NEW YORK CITY -- Parents in New York City are protesting a new program that makes the controversial birth control pill Plan B available to girls in more than 50 public high schools.
Many parents and opponents say the city is trying to take the parents' place.
At a recent news conference, child psychiatrist Dr. Miriam Grossman noted that the schools actively try to scare students about what harm even one cigarette can do, but not about the possible consequences of a sexual encounter.
"There can still be a pregnancy," Grossman warned. "You can still get herpes. Herpes: lifelong.
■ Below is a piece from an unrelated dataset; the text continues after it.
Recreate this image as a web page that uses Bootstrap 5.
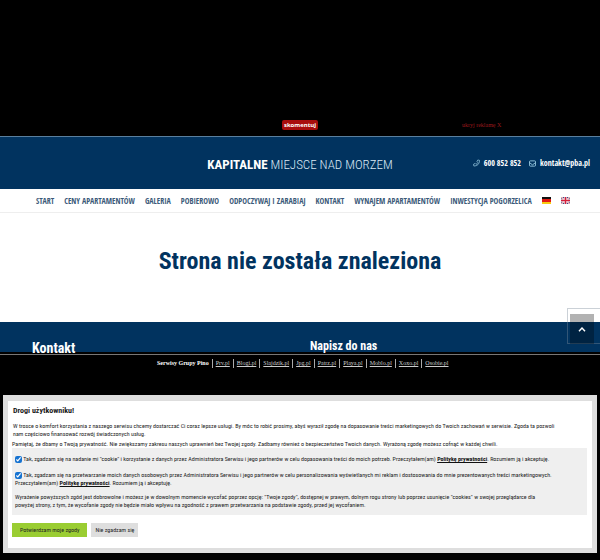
<!DOCTYPE html>
<html lang="pl">
<head>
<meta charset="utf-8">
<meta name="viewport" content="width=device-width, initial-scale=1">
<title>Strona nie została znaleziona</title>
<link href="https://cdn.jsdelivr.net/npm/bootstrap@5.3.0/dist/css/bootstrap.min.css" rel="stylesheet">
<style>
:root { --navy: #01335f; --narrow: "Roboto Condensed", Roboto, sans-serif; --narrow-open: "Open Sans Condensed", "Open Sans", sans-serif; }
body { background: #000; }
.ad-bar { height: 137px; border-bottom: 1px solid #5a7f9e; padding-bottom: 6px; }
.comment-btn { background: #a80d0d; color: #fff; border: 0; border-radius: 2px; font: bold 6px/10px "Open Sans", sans-serif; padding: 0 2px; }
.hide-ad { color: #9c181c; font: 6px/10px "Liberation Serif", serif; padding-left: 12px; }
.site-head { background: var(--navy); color: #fff; height: 52px; }
.brand-link { color: #dbe9f5; font: 300 13px/16px var(--narrow); }
.brand-link b { font-weight: 700; }
.site-contact { padding-right: 10px; }
.contact-link { color: #fff; font: bold 8px/10px var(--narrow-open); }
.main-menu { height: 24px; border-bottom: 1px solid #eee; gap: 10px; padding-left: 36px; font: 300 8px/10px var(--narrow-open); }
.main-menu a { color: #3b5a79; }
.page-title { color: var(--navy); font: bold 24px/30px var(--narrow); height: 109px; padding-top: 33px; }
.foot { background: var(--navy); color: #fff; height: 30px; padding: 17px 32px 0; }
.foot h2 { font: bold 14px/18px var(--narrow); }
.foot h2.form-title { font-size: 12px; line-height: 15px; padding-left: 10px; }
.up-box { right: 0; top: -14px; width: 33px; height: 36px; padding: 5px 6px 1px 2px; border: 1px solid #7c8c9a66; border-right: 0; }
.up-btn { background: #0000004d; width: 24px; height: 30px; border: 0; }
.services { border-top: 1px solid #777; margin-top: 2px; padding: 4px 0 0 157px; font: 6px/9px "Liberation Serif", serif; height: 41px; }
.services a { color: #ccc; border-left: 1px solid #aaa; padding-left: 3px; margin-left: 3px; }
.consent { background: #fff; border: 5px solid #dedede; border-top-width: 6px; margin: 0 3px 7px; padding: 5px 5px 11px 4px; font: 6px/8px var(--narrow); color: #222; }
.consent h1 { font: bold 8px/10px var(--narrow); margin-bottom: 6px; padding-left: 1px; }
.consent .lead-in { margin-bottom: 2px; padding-left: 1px; }
.consent a { color: #111; font-weight: bold; }
.consent-box { background: #efefef; padding: 7px 3px 6px; }
.consent-box p { margin-bottom: 8px; }
.consent-box p.terms { margin-bottom: 6px; }
.consent input { width: 7px; height: 7px; margin: 0; vertical-align: bottom; accent-color: #1673d1; }
.consent button { border: 0; background: #dedede; color: #222; height: 14px; padding: 0 4px; }
.consent button.agree { background: #9acd32; padding: 0 8px; }
</style>
<script src="https://cdn.jsdelivr.net/npm/bootstrap@5.3.0/dist/js/bootstrap.bundle.min.js"></script>
</head>
<body class="overflow-hidden">
<div class="ad-bar row g-0 align-items-end">
  <div class="col-6 offset-3 d-flex justify-content-center"><button type="button" class="comment-btn">skomentuj</button></div>
  <div class="col-3 d-flex"><a href="#" class="hide-ad text-decoration-none">ukryj reklamę X</a></div>
</div>
<header class="site-head row g-0 align-items-center text-nowrap">
  <div class="col-6 offset-3 text-center"><a href="#" class="brand-link text-decoration-none"><b class="text-white">KAPITALNE</b> MIEJSCE NAD MORZEM</a></div>
  <div class="site-contact col-3 d-flex justify-content-end gap-2">
    <a href="#" class="contact-link d-flex align-items-center gap-1 text-decoration-none"><svg width="7" height="8" viewBox="0 0 16 16" fill="none" stroke="#9fd0e6" stroke-width="1.6"><path d="M11 1l4 1c0 8-5 13-13 13l-1-4 4-2 2 2c2-1 3-2 4-4L9 5z"/></svg>600 852 852</a>
    <a href="#" class="contact-link d-flex align-items-center gap-1 text-decoration-none"><svg width="7" height="7" viewBox="0 0 16 14" fill="none" stroke="#9fd0e6" stroke-width="2"><rect x="1" y="1" width="14" height="12" rx="2"/><path d="M1 5l7 5 7-5"/></svg>kontakt@pba.pl</a>
  </div>
</header>
<nav class="main-menu bg-white d-flex align-items-center text-nowrap">
  <a href="#" class="text-decoration-none">START</a><a href="#" class="text-decoration-none">CENY APARTAMENTÓW</a><a href="#" class="text-decoration-none">GALERIA</a><a href="#" class="text-decoration-none">POBIEROWO</a><a href="#" class="text-decoration-none">ODPOCZYWAJ I ZARABIAJ</a><a href="#" class="text-decoration-none">KONTAKT</a><a href="#" class="text-decoration-none">WYNAJEM APARTAMENTÓW</a><a href="#" class="text-decoration-none">INWESTYCJA POGORZELICA</a>
  <a href="#" class="d-flex" aria-label="Deutsch"><svg width="9" height="7"><path d="M0 0h9v3H0z" fill="#111"/><path d="M0 2h9v3H0z" fill="#e21a12"/><path d="M0 5h9v2H0z" fill="#f8cb12"/></svg></a>
  <a href="#" class="d-flex" aria-label="English"><svg width="9" height="7" viewBox="0 0 18 14"><path d="M0 0h18v14H0z" fill="#263a7d"/><path d="M0 0l18 14M18 0L0 14" stroke="#fff" stroke-width="3"/><path d="M0 0l18 14M18 0L0 14" stroke="#d33" stroke-width="1"/><path d="M9 0v14M0 7h18" stroke="#fff" stroke-width="5"/><path d="M9 0v14M0 7h18" stroke="#d5213c" stroke-width="3"/></svg></a>
</nav>
<main><h1 class="page-title bg-white text-center mb-0">Strona nie została znaleziona</h1></main>
<footer class="foot position-relative">
  <div class="row g-0">
    <div class="col-6"><h2 class="mb-0">Kontakt</h2></div>
    <div class="col-6"><h2 class="form-title mb-0">Napisz do nas</h2></div>
  </div>
  <div class="up-box position-absolute"><button type="button" class="up-btn d-flex align-items-center justify-content-center p-0" aria-label="Do góry"><svg width="8" height="5" viewBox="0 0 8 5" fill="none" stroke="#fff" stroke-width="1.4"><path d="M1 4.300L4 1l3 3.300"/></svg></button></div>
</footer>
<nav class="services d-flex align-items-start text-nowrap">
  <b class="text-white">Serwisy Grupy Pino</b><a href="#">Prv.pl</a><a href="#">Blogi.pl</a><a href="#">Slajdzik.pl</a><a href="#">Jpg.pl</a><a href="#">Patrz.pl</a><a href="#">Playa.pl</a><a href="#">Moblo.pl</a><a href="#">Xoxo.pl</a><a href="#">Osobie.pl</a>
</nav>
<section class="consent text-nowrap">
  <h1>Drogi użytkowniku!</h1>
  <p class="lead-in">W trosce o komfort korzystania z naszego serwisu chcemy dostarczać Ci coraz lepsze usługi. By móc to robić prosimy, abyś wyraził zgodę na dopasowanie treści marketingowych do Twoich zachowań w serwisie. Zgoda ta pozwoli<br>nam częściowo finansować rozwój świadczonych usług.</p>
  <p class="mb-0">Pamiętaj, że dbamy o Twoją prywatność. Nie zwiększamy zakresu naszych uprawnień bez Twojej zgody. Zadbamy również o bezpieczeństwo Twoich danych. Wyrażoną zgodę możesz cofnąć w każdej chwili.</p>
  <div class="consent-box">
    <p><input type="checkbox" id="c1" checked> <label class="d-inline" for="c1">Tak, zgadzam się na nadanie mi "cookie" i korzystanie z danych przez Administratora Serwisu i jego partnerów w celu dopasowania treści do moich potrzeb. Przeczytałem(am) <a href="#">Politykę prywatności</a>. Rozumiem ją i akceptuję.</label></p>
    <p class="terms"><input type="checkbox" id="c2" checked> <label class="d-inline" for="c2">Tak, zgadzam się na przetwarzanie moich danych osobowych przez Administratora Serwisu i jego partnerów w celu personalizowania wyświetlanych mi reklam i dostosowania do mnie prezentowanych treści marketingowych.<br>Przeczytałem(am) <a href="#">Politykę prywatności</a>. Rozumiem ją i akceptuję.</label></p>
    <p class="mb-0">Wyrażenie powyższych zgód jest dobrowolne i możesz je w dowolnym momencie wycofać poprzez opcję: "Twoje zgody", dostępnej w prawym, dolnym rogu strony lub poprzez usunięcie "cookies" w swojej przeglądarce dla<br>powyżej strony, z tym, że wycofanie zgody nie będzie miało wpływu na zgodność z prawem przetwarzania na podstawie zgody, przed jej wycofaniem.</p>
  </div>
  <div class="d-flex gap-1 mt-2"><button type="button" class="agree">Potwierdzam moje zgody</button><button type="button">Nie zgadzam się</button></div>
</section>
</body>
</html>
Other STDs, HIV - these can all occur as the result of one poor decision."
Some 7,000 girls got pregnant last year in the Big Apple, with 64 percent of those pregnancies aborted.
Greg Pfundstein, executive director of the Chiaroscuro Foundation, predicted the controversial new program will just lead to more risky behavior, likely meaning more pregnancies and abortions.
"You end up with actually more sexual behavior and you end up with higher risk behavior and you end up with an increase in STDs," he told CBN News.
"And you have no change in the number of pregnancies and no change in the number of abortions because people have actually changed their behavior based on their perception of risk," he explained.
Those who oppose the program admitted that only 1 to 2 percent of parents have opted their children out of getting Plan B, also known as the morning after pill, if they need it. However, they say many parents are complaining they never received the opt-out notice.
"You cannot send a child on a class trip in the New York City schools without a parent opting in and signing a consent form. So if they can reach the parents about class trips, why can't they reach the parents about this?" Nanci Coppola, executive director of Program Reach, asked.
New York City Councilman Fernando Cabrera agreed.
"What we're finding here is government trying to usurp the role of the parent," he charged.
Pfundstein said, "It's a selective nanny state. They want to control certain behaviors and they want to control certain outcomes."
"It is a further endorsement of this philosophy of 'kids know best.' We're going to leave it up to them,'" Dr. Grossman said.
Pfundstein argued the notion that birth control will solve the problem of teen pregnancy is flawed.
"They think as long as they can keep these babies from being born, everything is fine," she said. "We'd much rather see if they could help the kids behave in a more responsible way."